Even the most ardent defenders of free speech on the Internet stop short of condoning child exploitation, but are concerned the search for pedophiles could eventually lead police to overstep constitutional boundaries.

"For the FBI to go in and entice people, masquerading in this game playing, this is likely to extend into other areas. I could see it very easily with the militia movement," said David Sobel, legal counsel for the Electronic Privacy and Information Center. "I think it's a strange way to use limited law enforcement resources."

Even some officers who conduct online investigations question the need for such operations. Detective Tom Polhemus of the Fairfax County Police Department in Northern Virginia said Internet investigations put the emphasis in the wrong place.

"That's not how kids are being abused," said Polhemus, who handles child exploitation cases. "They're being abused by your best friend, your friendly neighbor, your husband. If the Internet is all we worried about, we'd be sitting here all day eating doughnuts."

Just what can or should be done to make the Internet less menacing to children remains a divisive question.

Last year Congress made it illegal to transmit any sort of sexually explicit message to children.

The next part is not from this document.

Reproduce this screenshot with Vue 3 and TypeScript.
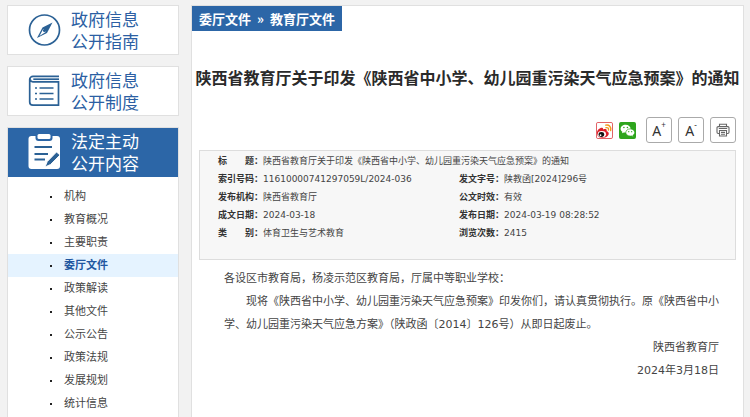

Critics said the new law violated basic principles of free speech and was so vague that it might shut down sites for Playboy magazine and Planned Parenthood. Last June, a federal appellate court in Philadelphia agreed, striking down the measure on the grounds that it violated the First Amendment right to free speech. The Supreme Court will decide the case this spring.

Meanwhile, bills have been introduced in both houses of Congress that would require Internet service providers to offer software that could be used to block sexual and violent images.

But Internet experts say such efforts are futile because of the technology's basically open structure.

Complicating the problem is the varied nature of the online world. The largest numbers of online users connect through structured commercial sites like America Online, CompuServe and Prodigy.

America Online offers parental controls to determine which sites, newsgroups and chat rooms their children can use, and offers guidelines for all users on keeping safe online.

But it also is clear that it is easy and common for libidinous adults to meet children in these services, despite such safeguards.

"Parents can control everything from web access to newsgroups to e-mail. Chat rooms generally have a guide in them and guides can be paged 24 hours a day," said Andrew Graziani, a spokesperson for America Online. "But we're not monitoring private messages."

The Internet and the Internet Relay Chat are more difficult to police. There is no normal commerce on the IRC and thus no providers to share the burden of protecting children. And dozens of sites selling access to sexual images and chat on the Internet appear and disappear with startling speed.

Software with names like Net Nanny and Cybersitter designed to screen kids from such sites is increasingly popular. Since January 1995, Surfwatch has sold three million copies of a program that blocks access to 25,000 adult sites and can be tailored by parents.

"It's a nice alternative. There's a value for law enforcement, but we favor a more preventative approach," said Jay Friedland, co-founder of Surfwatch.

But Friedland also points out that parents can't rely solely on software, because kids are often more savvy then their parents about computers and can find a way around protective programs.